I think most neurotypical people would consider working as a cashier to be a job that is not particularly hard to learn (although they certainly wouldn’t be great at it straight away), but difficult in terms of stress and obnoxious customers and managers.

Am I right in saying neurotypical people tend to have less empathy? Sometimes they may underestimate the difficulty in learning the job, even if they had to learn the job not too long ago. They can have a curious “amnesia” about the difficulties they had.

I had a few retail jobs. I was decent enough at unpacking boxes, stocking shelves and that kind of thing. I got on well with the more laid back customers. Being a cashier though? I was probably in the top ten worst cashiers in human history.
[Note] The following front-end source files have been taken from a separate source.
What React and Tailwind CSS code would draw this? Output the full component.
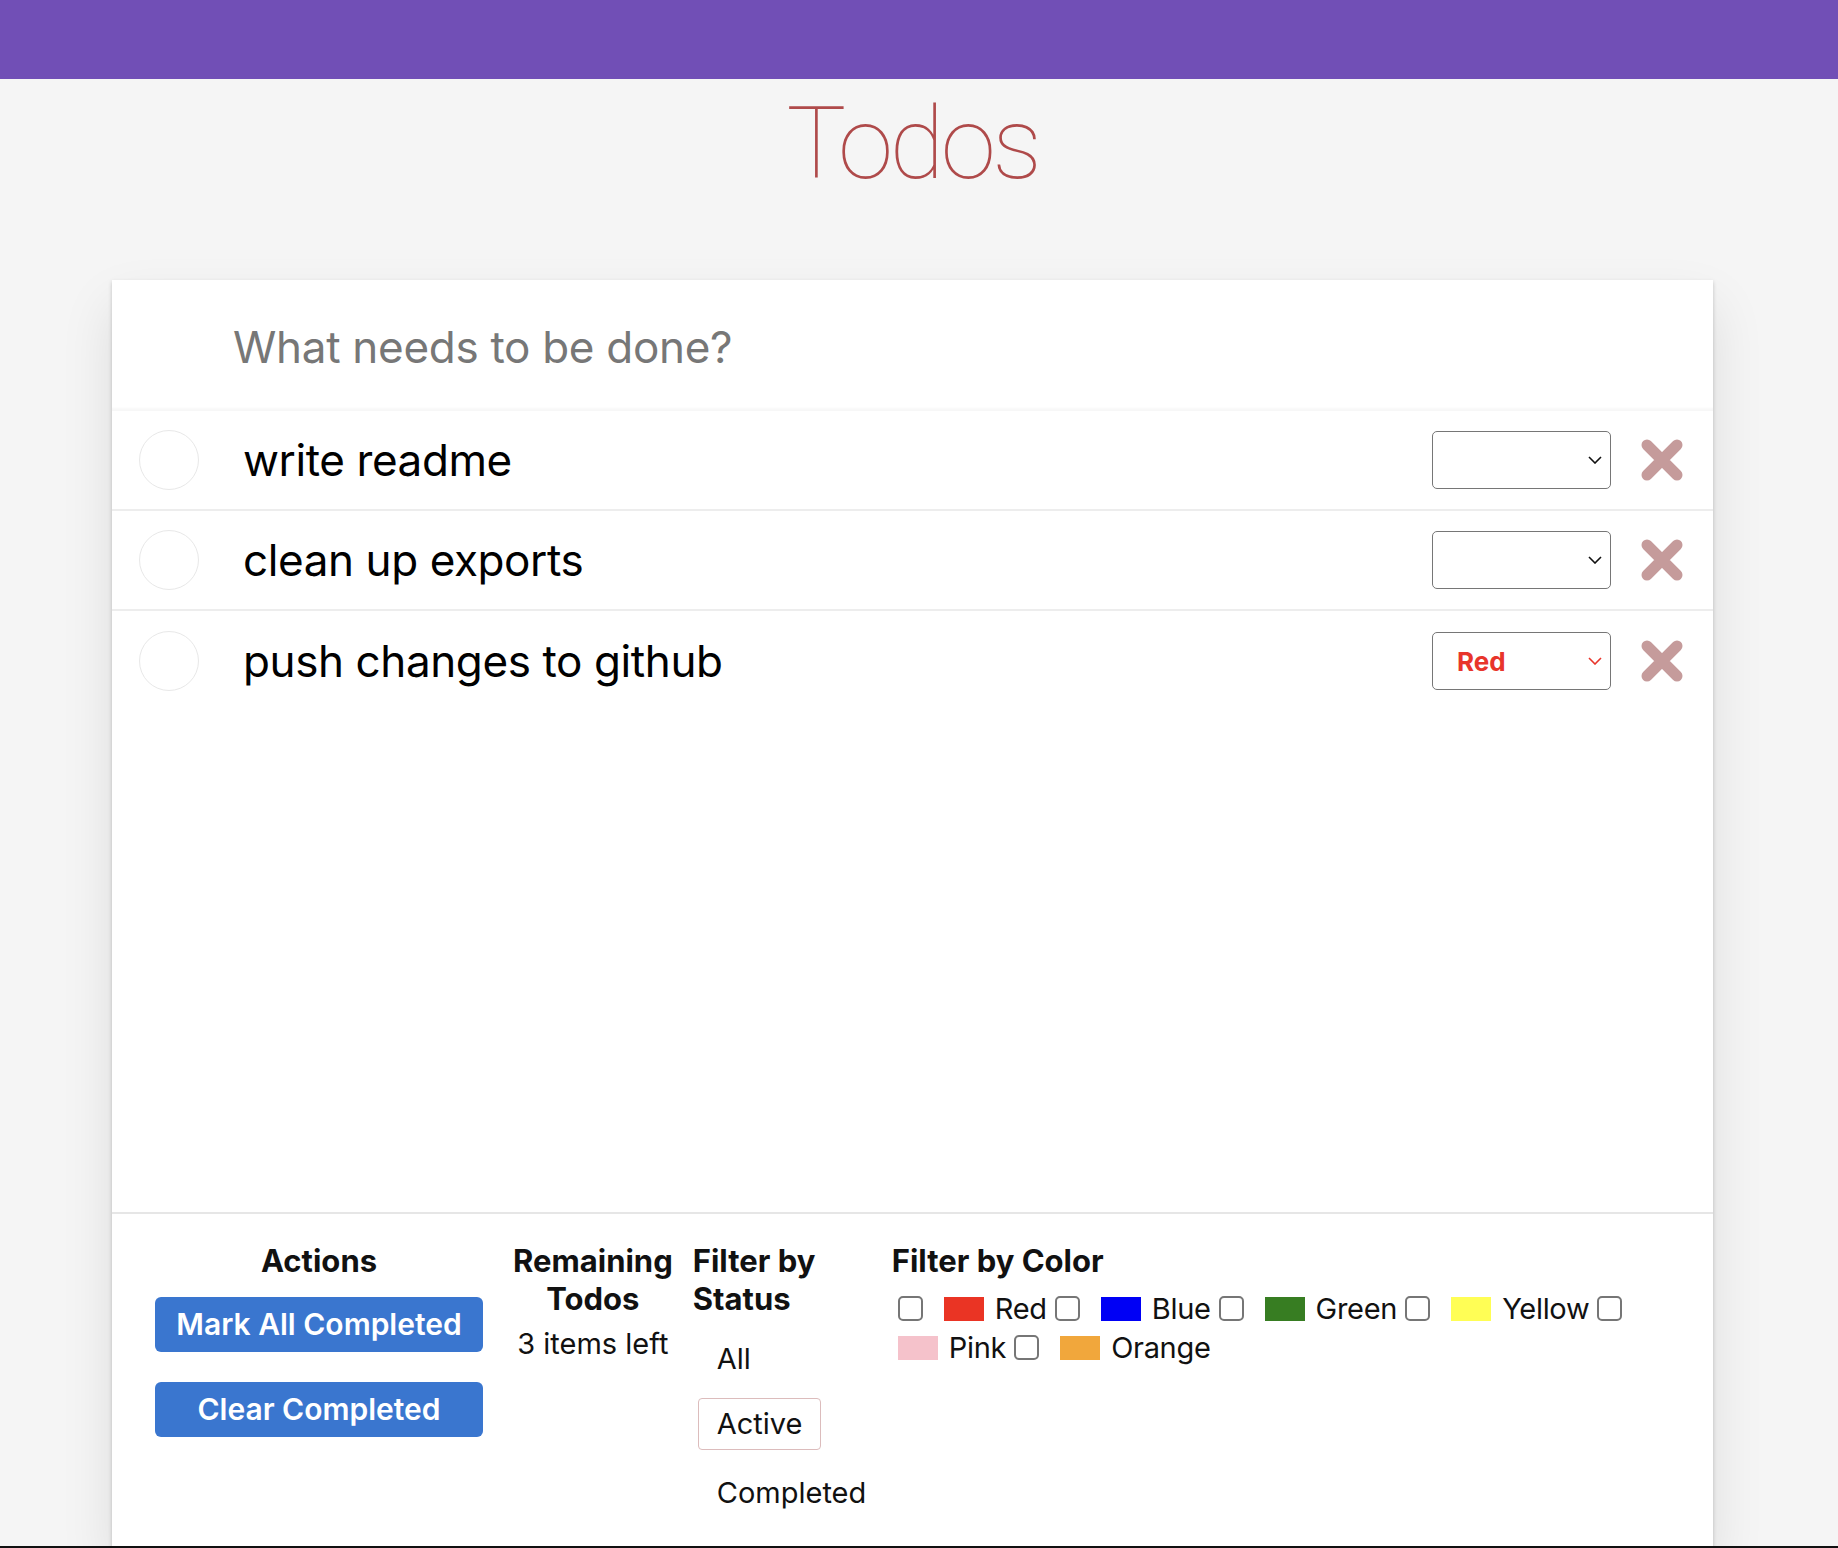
const todos = [
  { id: 1, text: "write readme", color: "" },
  { id: 2, text: "clean up exports", color: "" },
  { id: 3, text: "push changes to github", color: "red" },
];

const colors = [
  { name: "Red", swatch: "bg-[#ea3424]" },
  { name: "Blue", swatch: "bg-[#0000f5]" },
  { name: "Green", swatch: "bg-[#377d22]" },
  { name: "Yellow", swatch: "bg-[#fffe55]" },
  { name: "Pink", swatch: "bg-[#f5c2cb]" },
  { name: "Orange", swatch: "bg-[#f1a73c]" },
];

const Chevron = ({ red }) => (
  <svg width="14" height="8" viewBox="0 0 14 8" className="ml-auto mr-[8px]">
    <path
      d="M1 1l6 6 6-6"
      fill="none"
      stroke={red ? "#e8352b" : "#111"}
      strokeWidth="1.6"
    />
  </svg>
);

const DeleteIcon = () => (
  <svg width="42" height="42" viewBox="0 0 42 42">
    <path
      d="M6 6L36 36M36 6L6 36"
      stroke="#c59b9b"
      strokeWidth="11"
      strokeLinecap="round"
    />
  </svg>
);

const TodoRow = ({ todo, last }) => (
  <li
    className={`h-[100px] flex items-center pl-[27px] pr-[30px] ${
      last ? "" : "border-b-2 border-[#ededed]"
    }`}
  >
    <div className="w-[60px] h-[60px] rounded-full border-[1.5px] border-[#e8e8e8] shrink-0" />
    <span className="ml-[44px] text-[44px] tracking-[-0.4px] text-black">{todo.text}</span>
    <div className="ml-auto w-[179px] h-[58px] border-[1.5px] border-[#767676] rounded-[5px] flex items-center bg-white">
      {todo.color === "red" && (
        <span className="pl-[24px] text-[26px] font-bold text-[#e8352b]">Red</span>
      )}
      <Chevron red={todo.color === "red"} />
    </div>
    <button className="ml-[30px] w-[42px] h-[42px] flex items-center justify-center">
      <DeleteIcon />
    </button>
  </li>
);

const App = () => {
  return (
    <div className="h-[1548px] overflow-hidden bg-[#f5f5f5] flex flex-col font-['Inter',sans-serif] text-[#111]">
      <div className="h-[79px] shrink-0 bg-[#714fb6]" />
      <div className="flex-1 min-h-0 flex flex-col items-center pr-[13px]">
        <h1 className="mt-[15px] h-[100px] text-[100px] leading-[100px] tracking-[-3.5px] font-thin text-[#af4a4a] font-['Roboto',sans-serif]">
          Todos
        </h1>
        <div className="mt-[86px] w-[1601px] flex-1 flex flex-col bg-white shadow-[0_2px_4px_0_rgba(0,0,0,0.2),0_25px_50px_0_rgba(0,0,0,0.1)]">
          {/* new todo input */}
          <div className="h-[131px] shrink-0 flex items-center pl-[121px] pt-[2px] shadow-[inset_0_-4px_2px_-1px_rgba(0,0,0,0.03)]">
            <input
              className="w-full text-[44px] tracking-[-0.3px] outline-none bg-transparent placeholder:text-[#777]"
              placeholder="What needs to be done?"
            />
          </div>

          {/* list */}
          <ul className="h-[801px] shrink-0">
            {todos.map((t, i) => (
              <TodoRow key={t.id} todo={t} last={i === todos.length - 1} />
            ))}
          </ul>

          {/* footer */}
          <footer className="flex-1 border-t-2 border-[#e6e6e6] flex pl-[43px] pt-[28px]">
            <div className="w-[328px] flex flex-col items-center">
              <h5 className="text-[31px] leading-[38px] font-bold">Actions</h5>
              <button className="mt-[17px] w-full h-[55px] rounded-[6px] bg-[#3a76cf] text-white text-[30px] font-semibold">
                Mark All Completed
              </button>
              <button className="mt-[30px] w-full h-[55px] rounded-[6px] bg-[#3a76cf] text-white text-[30px] font-semibold">
                Clear Completed
              </button>
            </div>

            <div className="ml-[30px] flex flex-col items-center text-center">
              <h5 className="text-[31px] leading-[38px] font-bold">
                Remaining
                <br />
                Todos
              </h5>
              <div className="mt-[6px] text-[29px] leading-[39px]">3 items left</div>
            </div>

            <div className="ml-[20px] w-[180px] shrink-0">
              <h5 className="text-[31px] leading-[38px] font-bold">
                Filter by
                <br />
                Status
              </h5>
              <ul className="ml-[5px] mt-[15px] flex flex-col items-start">
                {["All", "Active", "Completed"].map((s, i) => (
                  <li key={s} className={i === 1 ? "mt-[13px]" : i === 2 ? "mt-[17px]" : ""}>
                    <button
                      className={`px-[18px] py-[7px] rounded-[4px] border-[1.5px] text-[29px] leading-[36px] whitespace-nowrap ${
                        s === "Active" ? "border-[#dcbcbc]" : "border-transparent"
                      }`}
                    >
                      {s}
                    </button>
                  </li>
                ))}
              </ul>
            </div>

            <div className="ml-[19px] flex-1 pr-[30px]">
              <h5 className="text-[31px] leading-[38px] font-bold">Filter by Color</h5>
              <div className="mt-[9px] pl-[6px] flex flex-wrap items-center text-[29px]">
                {colors.map((c) => (
                  <label key={c.name} className="contents">
                    <span className="h-[39px] flex items-center">
                      <input
                        type="checkbox"
                        className="appearance-none w-[25px] h-[25px] border-2 border-[#767676] rounded-[5px] bg-white mr-[21px]"
                      />
                    </span>
                    <span className="h-[39px] flex items-center mr-[8px]">
                      <span className={`w-[40px] h-[24px] ${c.swatch}`} />
                      <span className="ml-[11px] tracking-[-0.3px]">{c.name}</span>
                    </span>
                  </label>
                ))}
              </div>
            </div>
          </footer>
        </div>
      </div>
      <div className="h-[2px] shrink-0 bg-[#111]" />
    </div>
  );
};

export default App;
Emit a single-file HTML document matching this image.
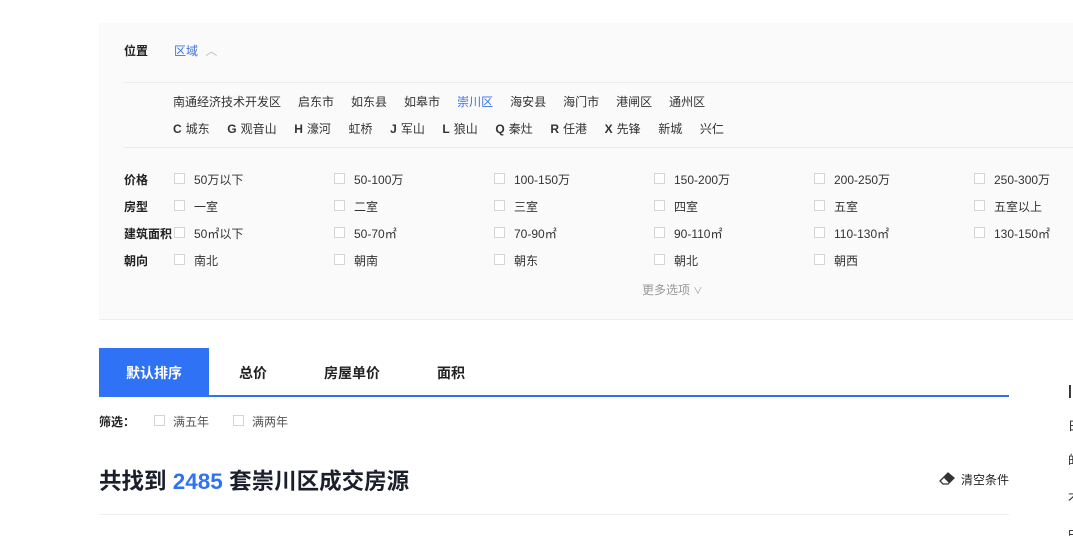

One suggestion would be to ask yourself, can you live with it if the girl training you thinks you’re not very smart, for now (I don’t think you’re not smart, I’m just asking can you live with the possibility of one person thinking of you that way. I’m also not saying that she thinks of you that way either)? Maybe you could keep pen and paper handy when she’s giving you instructions, ask her to slow down and things like that.

Also when you’re not working, you could spend a little time thinking about what you recently learned on the job, and also write it down if you can.

It’s curious that training tends to be so bad in these retail jobs.. And that the managers are often so rubbish (okay, I know it’s because they have managers above them breathing down their necks or whatever)..

Anyway, I’m sure you can be a good cashier, you may just need to learn things your own way. As an ADHDer, you probably have more creativity than most. You can probably come up with good ideas to help you. I see there are videos about working as a cashier on YouTube, but I haven’t watched them so I can’t vouch for their quality.